Thus, whilst other despots raise a moderate weight, calling around them either the majority or the flower of the nation, employing the best strength of the country and lengthening their lever (of despotism) as much as possible, the Jacobins attempt to raise an incalculable weight, repel the majority as well as the flower of the nation, discard the best strength of the country, and shorten their lever to the utmost. They hold on only to the shorter end, the rough, clumsy, iron-bound, creaking and grinding extremity, that is to say, to physical force, - the means for physical constraint, the heavy hand of the gendarme on the shoulder of the suspect, the jailer's bolts and keys turned on the prisoner, the club used by the sans-culottes on the back of the bourgeois to quicken his pace, and, better still, the Septembriseur's pike thrust into the aristocrat's belly, and the blade falling on the neck held fast in the clutches of the guillotine. -Such, henceforth, is the only machinery they posses for governing the country, for they have deprived themselves of all other. Their engine has to be exhibited, for it works only on condition that its bloody image be stamped indelibly on every body's imagination; if the Negro monarch or the pasha desires to see heads bowing as he passes along, he must be escorted by executioners. They must abuse their engine because fear losing its effect through habit, needs example to keep it alive; the Negro monarch or the pasha who would keep the fear alive by which he rules, must be stimulated every day; he must slaughter too many to be sure of slaughtering enough; he must slaughter constantly, in heaps, indiscriminately, haphazard, no matter for what offense, on the slightest suspicion, the innocent along with the guilty. He and his are lost the moment they cease to obey this rule. Every Jacobin, like every African monarch or pasha, must it that he may be and remain at the head of his band. - That is the reason why the chiefs of the party, its natural and pre-determined leaders, are theoreticians able to grasp its principle and logicians capable of drawing its consequences. They are, however, so inept as to be unable to understand that their enterprise exceeds both their own and all other human resources, but shrewd enough to see that brutal force is their only tool, inhuman enough to apply it unscrupulously and without reserve, and perverted enough to murder at random in order to disseminate terror.
Notes:
[1] Buchez et Roux, XXXII, 354. (Speech by Robespierre in the Convention, Floréal 18, year II.) " Sparta gleams like a flash of lightening amidst profoundest darkness".

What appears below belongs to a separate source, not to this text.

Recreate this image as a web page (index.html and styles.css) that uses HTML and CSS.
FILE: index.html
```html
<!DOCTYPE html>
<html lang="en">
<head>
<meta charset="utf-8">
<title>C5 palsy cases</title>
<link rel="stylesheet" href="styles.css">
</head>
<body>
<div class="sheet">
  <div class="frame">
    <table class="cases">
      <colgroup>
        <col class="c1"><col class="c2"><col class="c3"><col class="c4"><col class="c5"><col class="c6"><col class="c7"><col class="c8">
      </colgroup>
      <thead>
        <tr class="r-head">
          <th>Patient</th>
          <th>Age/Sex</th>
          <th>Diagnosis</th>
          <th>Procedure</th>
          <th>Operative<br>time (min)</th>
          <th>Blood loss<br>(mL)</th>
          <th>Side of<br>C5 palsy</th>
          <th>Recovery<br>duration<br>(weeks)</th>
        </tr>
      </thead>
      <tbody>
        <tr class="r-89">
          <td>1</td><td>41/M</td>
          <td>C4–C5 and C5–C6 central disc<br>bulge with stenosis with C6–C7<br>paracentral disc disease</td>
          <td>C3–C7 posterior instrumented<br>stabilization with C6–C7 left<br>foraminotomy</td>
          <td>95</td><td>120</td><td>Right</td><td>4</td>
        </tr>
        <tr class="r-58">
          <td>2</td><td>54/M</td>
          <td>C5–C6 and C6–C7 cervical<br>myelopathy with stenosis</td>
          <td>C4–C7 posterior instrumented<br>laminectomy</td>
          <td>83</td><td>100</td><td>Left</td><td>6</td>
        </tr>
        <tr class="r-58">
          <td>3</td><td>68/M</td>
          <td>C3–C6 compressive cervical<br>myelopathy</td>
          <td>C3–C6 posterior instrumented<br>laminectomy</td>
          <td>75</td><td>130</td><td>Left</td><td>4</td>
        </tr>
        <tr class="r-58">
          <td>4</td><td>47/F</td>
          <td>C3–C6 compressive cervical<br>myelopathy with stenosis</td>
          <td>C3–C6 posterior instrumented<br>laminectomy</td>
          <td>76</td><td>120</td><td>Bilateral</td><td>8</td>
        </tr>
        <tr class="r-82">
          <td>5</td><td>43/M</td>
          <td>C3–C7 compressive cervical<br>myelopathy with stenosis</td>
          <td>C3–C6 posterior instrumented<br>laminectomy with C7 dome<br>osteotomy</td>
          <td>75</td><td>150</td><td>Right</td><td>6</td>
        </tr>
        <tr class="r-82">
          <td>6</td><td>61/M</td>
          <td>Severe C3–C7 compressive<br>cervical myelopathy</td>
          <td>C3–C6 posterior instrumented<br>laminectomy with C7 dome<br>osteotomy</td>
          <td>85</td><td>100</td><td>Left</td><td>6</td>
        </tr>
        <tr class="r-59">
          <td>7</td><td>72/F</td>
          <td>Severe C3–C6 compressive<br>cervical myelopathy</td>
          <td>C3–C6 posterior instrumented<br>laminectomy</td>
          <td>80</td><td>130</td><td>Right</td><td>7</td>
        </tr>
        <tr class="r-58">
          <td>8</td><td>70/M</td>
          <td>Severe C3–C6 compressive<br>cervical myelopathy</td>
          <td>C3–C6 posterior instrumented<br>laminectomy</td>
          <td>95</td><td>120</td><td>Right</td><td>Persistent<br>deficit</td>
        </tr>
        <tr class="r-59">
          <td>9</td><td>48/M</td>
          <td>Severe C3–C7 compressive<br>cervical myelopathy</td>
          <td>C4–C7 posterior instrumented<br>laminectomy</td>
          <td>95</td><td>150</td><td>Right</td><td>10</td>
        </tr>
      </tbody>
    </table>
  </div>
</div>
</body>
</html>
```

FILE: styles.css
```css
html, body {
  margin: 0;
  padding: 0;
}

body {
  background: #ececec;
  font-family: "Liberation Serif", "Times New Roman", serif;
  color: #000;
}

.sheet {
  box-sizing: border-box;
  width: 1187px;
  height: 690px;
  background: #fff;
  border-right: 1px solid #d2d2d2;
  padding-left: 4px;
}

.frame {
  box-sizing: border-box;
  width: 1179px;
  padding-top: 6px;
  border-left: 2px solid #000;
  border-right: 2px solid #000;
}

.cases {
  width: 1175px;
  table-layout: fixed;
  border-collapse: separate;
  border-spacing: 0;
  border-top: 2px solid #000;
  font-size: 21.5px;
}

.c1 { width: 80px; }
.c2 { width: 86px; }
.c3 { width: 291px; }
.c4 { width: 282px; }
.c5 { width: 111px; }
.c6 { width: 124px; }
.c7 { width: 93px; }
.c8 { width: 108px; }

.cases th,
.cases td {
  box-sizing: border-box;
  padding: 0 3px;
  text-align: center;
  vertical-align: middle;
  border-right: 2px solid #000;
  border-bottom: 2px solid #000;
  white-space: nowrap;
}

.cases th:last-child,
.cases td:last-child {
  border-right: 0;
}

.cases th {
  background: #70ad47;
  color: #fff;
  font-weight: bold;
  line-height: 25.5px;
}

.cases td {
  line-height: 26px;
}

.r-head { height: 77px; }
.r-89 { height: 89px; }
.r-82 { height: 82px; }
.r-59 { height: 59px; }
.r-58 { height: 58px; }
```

[2] Milos taken by the Athenians; Thebes, after Alexander's victory;Corinth, after its capture by the Romans. - In the Peloponnesian war, the Plateans, who surrender at discretion, are put to death. Nicias is murdered in cold blood after his defeat in Sicily. The prisoners at ?gos-Potamos have their thumbs cut off.
[3] Fustel de Coulanges,"La Cité Antique", ch. XVII.

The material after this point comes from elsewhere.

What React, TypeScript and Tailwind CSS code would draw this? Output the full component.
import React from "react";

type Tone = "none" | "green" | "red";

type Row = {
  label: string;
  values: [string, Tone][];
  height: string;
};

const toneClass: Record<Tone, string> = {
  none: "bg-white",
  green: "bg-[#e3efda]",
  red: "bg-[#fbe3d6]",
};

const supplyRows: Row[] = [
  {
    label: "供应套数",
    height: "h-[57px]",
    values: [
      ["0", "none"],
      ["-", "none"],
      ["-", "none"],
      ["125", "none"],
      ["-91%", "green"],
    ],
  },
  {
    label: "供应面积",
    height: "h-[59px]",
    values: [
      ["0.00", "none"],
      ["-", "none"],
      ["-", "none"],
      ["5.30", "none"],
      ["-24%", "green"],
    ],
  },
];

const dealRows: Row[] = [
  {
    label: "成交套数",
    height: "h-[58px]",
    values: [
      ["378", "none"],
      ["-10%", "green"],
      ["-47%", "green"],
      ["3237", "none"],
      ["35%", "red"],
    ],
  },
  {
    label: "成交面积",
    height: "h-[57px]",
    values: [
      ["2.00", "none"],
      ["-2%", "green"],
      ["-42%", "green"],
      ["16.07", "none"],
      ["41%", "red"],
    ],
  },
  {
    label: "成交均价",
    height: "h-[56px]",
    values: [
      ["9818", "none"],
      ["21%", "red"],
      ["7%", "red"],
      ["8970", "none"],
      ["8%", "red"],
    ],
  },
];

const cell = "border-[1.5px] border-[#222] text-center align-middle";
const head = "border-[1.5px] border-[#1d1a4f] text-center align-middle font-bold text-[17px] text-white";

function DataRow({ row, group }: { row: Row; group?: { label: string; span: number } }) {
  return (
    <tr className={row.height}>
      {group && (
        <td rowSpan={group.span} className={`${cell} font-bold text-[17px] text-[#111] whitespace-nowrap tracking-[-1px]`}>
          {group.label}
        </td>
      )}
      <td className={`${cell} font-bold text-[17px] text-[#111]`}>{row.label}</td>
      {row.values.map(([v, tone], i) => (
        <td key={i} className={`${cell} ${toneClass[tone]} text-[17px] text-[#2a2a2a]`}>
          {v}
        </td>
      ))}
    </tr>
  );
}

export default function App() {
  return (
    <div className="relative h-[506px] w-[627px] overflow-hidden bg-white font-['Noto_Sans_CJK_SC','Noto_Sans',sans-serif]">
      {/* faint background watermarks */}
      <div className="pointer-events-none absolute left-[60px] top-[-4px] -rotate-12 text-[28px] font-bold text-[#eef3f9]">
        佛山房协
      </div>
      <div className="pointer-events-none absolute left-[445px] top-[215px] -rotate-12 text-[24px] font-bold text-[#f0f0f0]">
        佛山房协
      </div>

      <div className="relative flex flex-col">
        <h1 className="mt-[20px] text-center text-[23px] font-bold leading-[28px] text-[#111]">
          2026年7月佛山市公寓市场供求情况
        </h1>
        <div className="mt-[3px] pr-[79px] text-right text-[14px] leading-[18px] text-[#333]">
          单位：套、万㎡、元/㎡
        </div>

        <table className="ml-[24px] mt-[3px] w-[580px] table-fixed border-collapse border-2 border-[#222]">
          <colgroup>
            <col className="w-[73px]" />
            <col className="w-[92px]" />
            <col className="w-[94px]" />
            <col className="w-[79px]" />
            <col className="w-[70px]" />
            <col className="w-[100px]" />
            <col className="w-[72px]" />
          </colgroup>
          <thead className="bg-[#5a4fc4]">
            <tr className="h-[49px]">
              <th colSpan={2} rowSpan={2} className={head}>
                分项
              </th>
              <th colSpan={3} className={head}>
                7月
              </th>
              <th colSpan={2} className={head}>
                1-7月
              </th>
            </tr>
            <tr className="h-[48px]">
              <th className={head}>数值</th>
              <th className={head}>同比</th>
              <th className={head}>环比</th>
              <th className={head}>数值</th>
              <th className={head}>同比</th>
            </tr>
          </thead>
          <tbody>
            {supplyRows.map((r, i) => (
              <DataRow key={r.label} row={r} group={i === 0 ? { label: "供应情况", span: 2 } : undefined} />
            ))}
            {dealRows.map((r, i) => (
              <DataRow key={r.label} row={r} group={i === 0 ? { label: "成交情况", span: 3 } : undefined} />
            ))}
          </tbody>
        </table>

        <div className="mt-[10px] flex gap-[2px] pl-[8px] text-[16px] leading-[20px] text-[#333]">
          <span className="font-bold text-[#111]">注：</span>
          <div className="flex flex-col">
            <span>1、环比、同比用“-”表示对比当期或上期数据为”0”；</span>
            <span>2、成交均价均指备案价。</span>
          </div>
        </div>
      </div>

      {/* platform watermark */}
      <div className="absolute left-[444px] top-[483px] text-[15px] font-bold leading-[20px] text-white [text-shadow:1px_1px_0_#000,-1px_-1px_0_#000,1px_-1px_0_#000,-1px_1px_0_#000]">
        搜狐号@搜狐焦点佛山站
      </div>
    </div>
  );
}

[4] Plato, "The Apology of Socrates." - See also in the "Crito"Socrates' reasons for not eluding the penalty imposed on him. The antique conception of the State is here clearly set forth.
[5] Cf. the code of Manu, the Zendavesta, the Pentateuch and the Tcheou-Li. In this last code (Biot's translation), will be found the perfection of the system, particularly in vol. I., 241, 247, II., 393, III., 9, 11, 21, 52. "Every district chief, on the twelfth day of the first moon, assembles together the men of his district and reads to them the table of rules; he examines their virtue, their conduct, their progress in the right path, and in their knowledge, and encourages them; he investigates their errors, their failings and prevents them from doing evil. . . . Superintendents of marriages see that young people marry at the prescribed age." The reduction of man to a State automaton is plain enough in the institution of "Overseer of Gags. . ." At all grand hunts, at all gatherings of troops, he orders the application of gags. In these cases gags are put in the soldiers' mouths; they then fulfill their duties without tumult or shouting."[6] These two words have no exact equivalents in Greek or Latin, Conscientia, dignitas, honos denote different shade of meaning. This difference is most appreciable in the combination of the two modern terms delicate conscience, scrupulous conscience, and the phrase of stake one's honour on this or that, make it a point of honor, the laws of honor, etc. The technical terms of antique morality: the beautiful, truthfulness, the sovereign good, indicate ideas of another stamp and origin.
[7] Alas, modern 20th century democratic Man has given up honor and conscience, all he has got to do is to be correct and follow the thousands of rules governing his life. And , of course, make sure that he is following orders or sure of not being caught when he breaks the natural rules of friendship, honor or conscience. Conscience, on the other had, will always lurk somewhere in the shadows of our mind, because we all know how we would like to be treated by others, and will be forced not to transgress certain boundaries in case an intended victim might be in a position to take his revenge. That I am not alone in seeing things this way I noted in an interview with the 79 year old French author Michel Déon in Le Figaro on the 16th of May 1998 in which Mr. Déon said: " Everywhere we are still in a nursery.